Computer Science team develops in-house platform for Stony Brook’s Renaissance School of Medicine
The Renaissance School of Medicine at Stony Brook University deployed a new in-house COVID Surveillance Screening platform developed by Computer Science faculty and students. The platform was developed by Computer Science Professors IV Ramakrishnan and Paul Fodor and students Paras Avkirkar, Ujwal Vemula and Karan Shah. The team partnered with Stony Brook Medicine Information Technology, Division of Information Technology, Employee Health, Clinical Transformation, Project Management, and ADNAS, whose technology powers the COVID Test analysis and provided world class software for an industrial solution where none existed.

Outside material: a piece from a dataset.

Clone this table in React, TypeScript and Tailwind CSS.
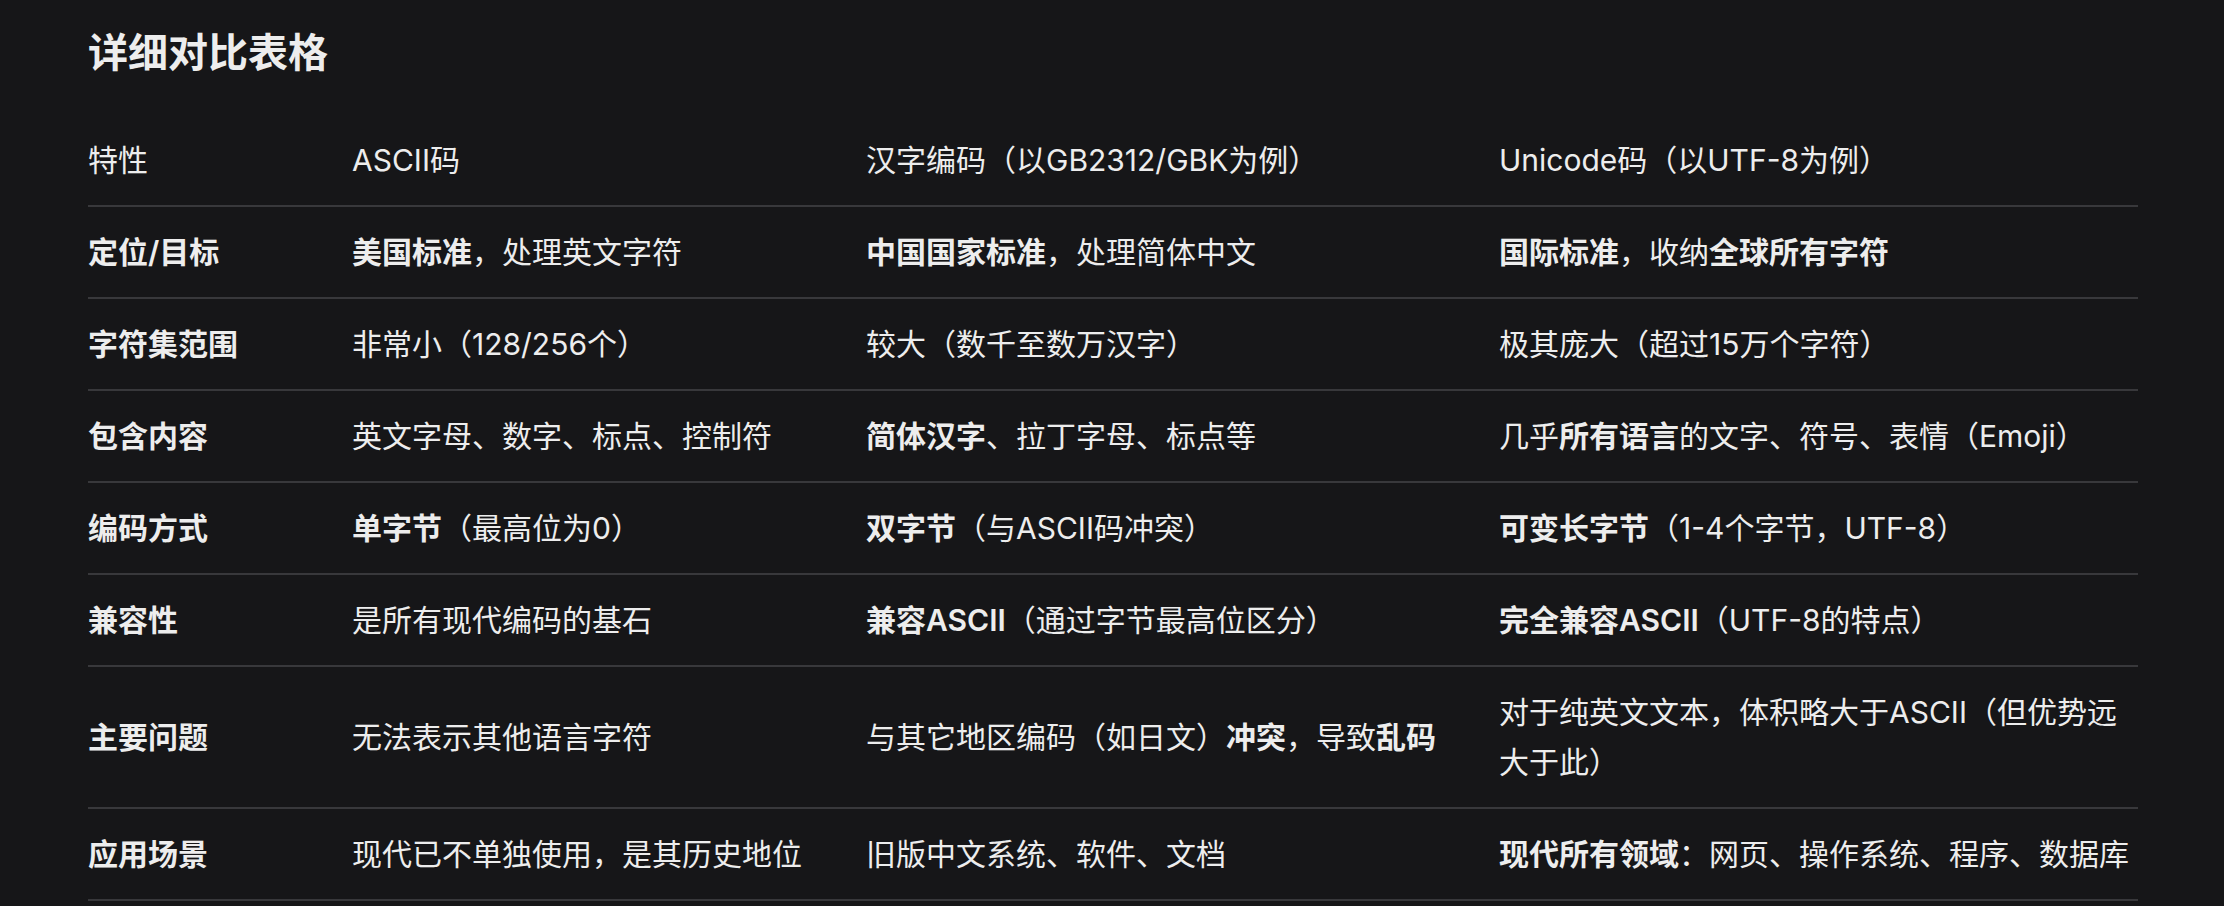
import React from "react";

type Cell = React.ReactNode;

const B = ({ children }: { children: React.ReactNode }) => (
  <span className="font-semibold">{children}</span>
);

const rows: { label: string; cells: Cell[] }[] = [
  {
    label: "定位/目标",
    cells: [
      <><B>美国标准</B>，处理英文字符</>,
      <><B>中国国家标准</B>，处理简体中文</>,
      <><B>国际标准</B>，收纳<B>全球所有字符</B></>,
    ],
  },
  {
    label: "字符集范围",
    cells: [
      <>非常小（128/256个）</>,
      <>较大（数千至数万汉字）</>,
      <>极其庞大（超过15万个字符）</>,
    ],
  },
  {
    label: "包含内容",
    cells: [
      <>英文字母、数字、标点、控制符</>,
      <><B>简体汉字</B>、拉丁字母、标点等</>,
      <>几乎<B>所有语言</B>的文字、符号、表情（Emoji）</>,
    ],
  },
  {
    label: "编码方式",
    cells: [
      <><B>单字节</B>（最高位为0）</>,
      <><B>双字节</B>（与ASCII码冲突）</>,
      <><B>可变长字节</B>（1-4个字节，UTF-8）</>,
    ],
  },
  {
    label: "兼容性",
    cells: [
      <>是所有现代编码的基石</>,
      <><B>兼容ASCII</B>（通过字节最高位区分）</>,
      <><B>完全兼容ASCII</B>（UTF-8的特点）</>,
    ],
  },
  {
    label: "主要问题",
    cells: [
      <>无法表示其他语言字符</>,
      <>与其它地区编码（如日文）<B>冲突</B>，导致<B>乱码</B></>,
      <>对于纯英文文本，体积略大于ASCII（但优势远大于此）</>,
    ],
  },
  {
    label: "应用场景",
    cells: [
      <>现代已不单独使用，是其历史地位</>,
      <>旧版中文系统、软件、文档</>,
      <><B>现代所有领域</B>：网页、操作系统、程序、数据库</>,
    ],
  },
];

export default function App() {
  return (
    <div
      className="min-h-[906px] w-full bg-[#161618] text-[#ededed] pl-[88px] pr-[86px] pt-[29px]"
      style={{ fontFamily: 'Inter, "Noto Sans CJK SC", sans-serif' }}
    >
      <h1 className="text-[40px] leading-[48px] font-semibold mb-[38px]">详细对比表格</h1>
      <table className="w-[2050px] table-fixed text-[30px] leading-[50px]">
        <colgroup>
          <col className="w-[264px]" />
          <col className="w-[514px]" />
          <col className="w-[633px]" />
          <col className="w-[639px]" />
        </colgroup>
        <thead>
          <tr className="border-b-2 border-[#38383b]">
            {["特性", "ASCII码", "汉字编码（以GB2312/GBK为例）", "Unicode码（以UTF-8为例）"].map((h, i) => (
              <th
                key={h}
                className={`py-5 text-left font-normal align-middle ${i === 3 ? "pr-0" : "pr-5"}`}
              >
                {h}
              </th>
            ))}
          </tr>
        </thead>
        <tbody>
          {rows.map((r) => (
            <tr key={r.label} className="border-b-2 border-[#38383b]">
              <td className="py-5 pr-5 font-semibold align-middle">{r.label}</td>
              {r.cells.map((c, i) => (
                <td key={i} className={`py-5 align-middle ${i === 2 ? "pr-0" : "pr-5"}`}>
                  {c}
                </td>
              ))}
            </tr>
          ))}
        </tbody>
      </table>
    </div>
  );
}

The platform uses the concept of pool testing, a procedure that breaks up the task of identifying the presence of a viral disease by testing groups of specimens rather than on individual ones. During a pandemic such as COVID-19, virus detection and screening can be done much faster using such pool testing designs rather than testing each sample individually, making it possible to test a large number of specimens very rapidly. If the positivity rate is low enough, then most of the pools will test negative and no additional testing will be needed. The specimens in pools that do test positive must, however, be tested individually to identify the infected individual(s). The screening platform was fully deployed on December 8, 2020 with 200 employees being tested. By noon that day all the results were in and the infected individuals identified. Dr. Gerald Kelly, DO, Chief Information Officer for the Stony Brook Hospital stated: "The results exceeded our expectations. Folks checked in and specimens were collected within a minute. This allows for caregivers to be tested more regularly to make the environment safer for everyone. Every minute saved is a minute given back to patient care, studying, or teaching.”
It took the team under four weeks to build the software in-house, design the fast collection workflow of specimen collection using barcodes and radio-frequency identification (RFID), deploy an advanced robot-based laboratory system, develop the operation workflow and logistics to test specimens in a pooled fashion, and finally educate the pathology staff to use the software system. The system was finally integrated with the existing hospital electronic medical records (EMR) system. The new software system allows lab staff members to enter specimens with minimum human interaction, making it very usable given the complexity of sterile testing environments where they work in a full gear suit under a testing hood. All phases of testing, like specimen collection, pooling, well-transfer and disambiguation are done by scanning barcodes and RFID tags and automatic population of fields, increasing the reliability and efficiency of testing.
Samir Das, Chair of the Department of Computer Science said “This is an example of the direct education of our students and the multidisciplinary research and development developed between the department, the University Hospital and industry for the development of real life software solutions.”
The team will continue its work and is now collaborating on the development of a COVID Mass Vaccination Project to be rolled out later this month for the healthcare providers, employees, students and the community.